Film: Roger & Me
Format: DVD from Rockford Public Library on kick-ass portable DVD player.
I have something of a love/hate relationship with Michael Moore. When he first started, I was a big fan, which means you can expect that I’m going to end up reviewing this film favorably, since it is his first. However, as his career progressed, it became evident that as a documentarian, Moore was often less than honest, and sometimes edited events to suit his narrative rather than for truth. Eventually, I started to look at Moore as a liberal version of Sean Hannity or Bill O’Reilly: an ideologue with little to really add to the conversation.

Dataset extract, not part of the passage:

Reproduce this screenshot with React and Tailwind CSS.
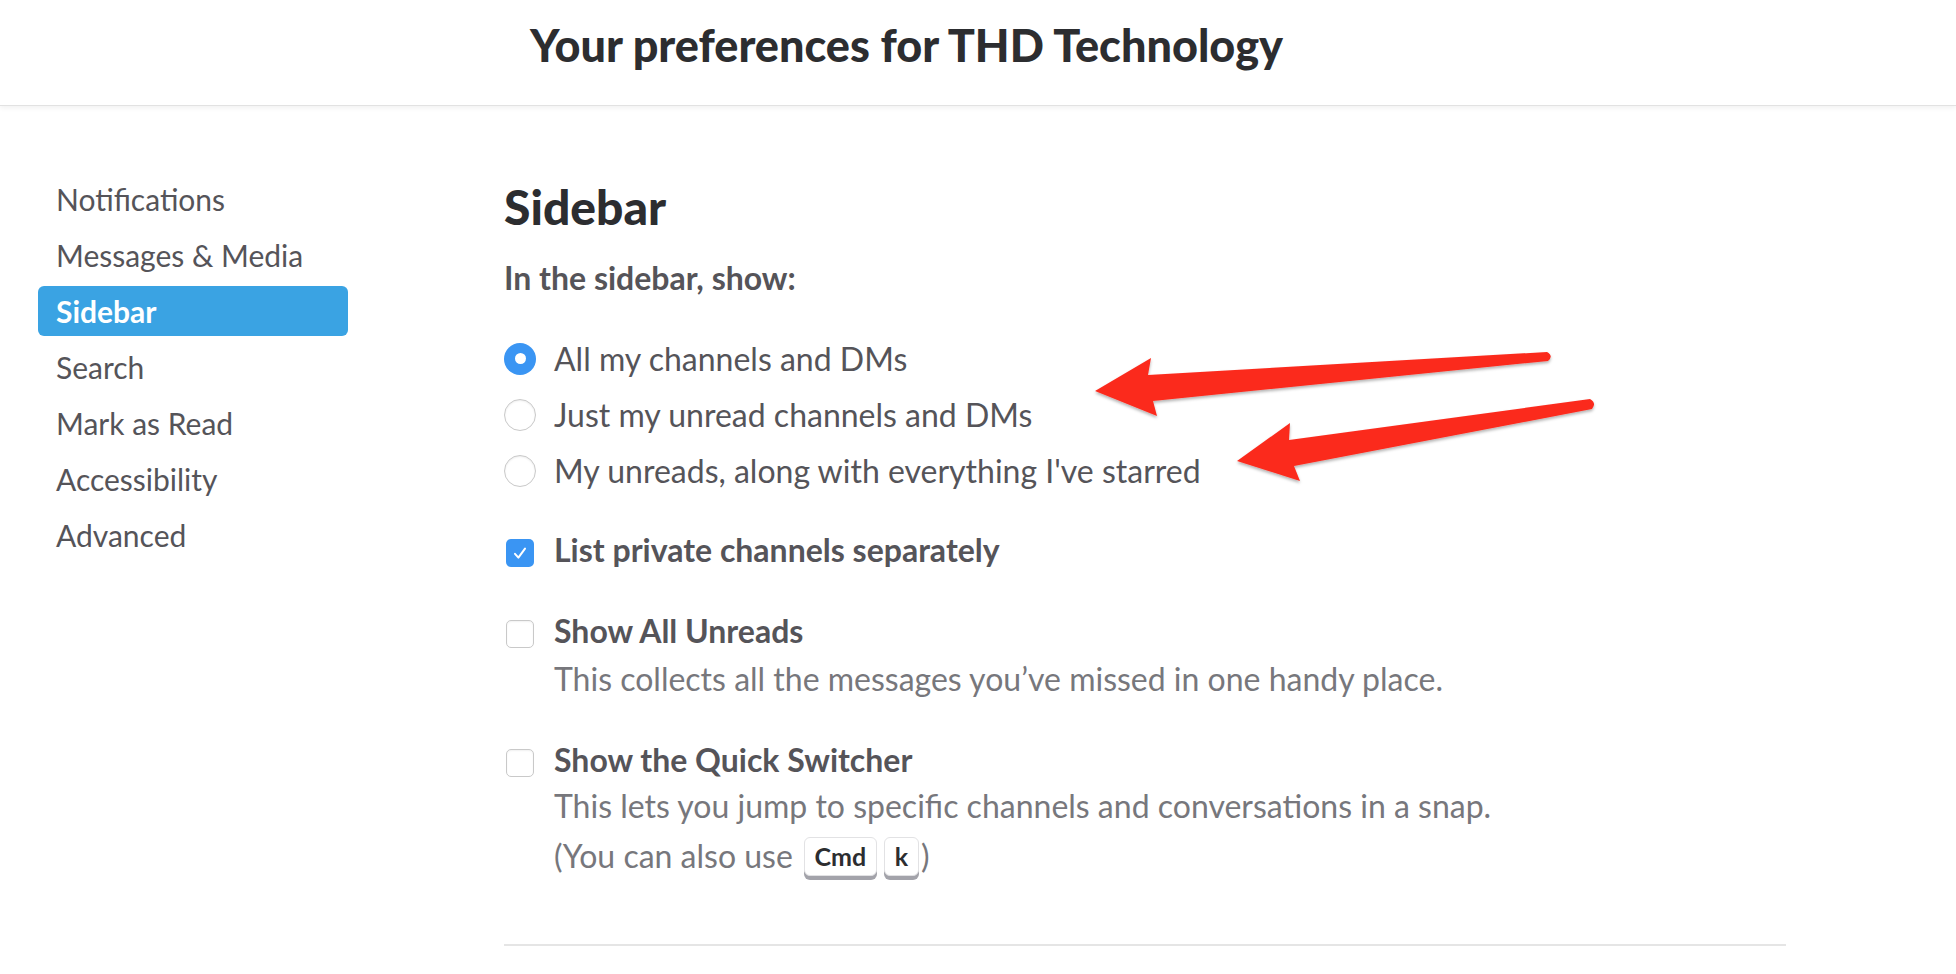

But, boy! was he different when he first started. Roger & Me is clever, pointed, and sardonic as well as uncompromising. Moore goes straight for the throat and scores, and spends the rest of the film essentially jumping up and down on a damp patch where a dead horse once lay. So, while the film may well be overkill for the point that Moore is trying to make, the dark, bitter humor carries it through to the end.
Roger & Me is the story of Moore’s attempt to bring General Motors Chairman Roger Smith to Flint, Michigan for a day to meet with the people. Why? Because Smith closed the auto plants in Flint, putting 30,000 people out of work and devastating the town. Moore addresses this immediately in the film, suggesting that the plant closings were not to rescue a dying company but to build new plants in Mexico where workers would perform the same tasks at a fraction of the pay. Essentially, then, this film is one of the first media looks at the problem of outsourcing and loss of American manufacturing.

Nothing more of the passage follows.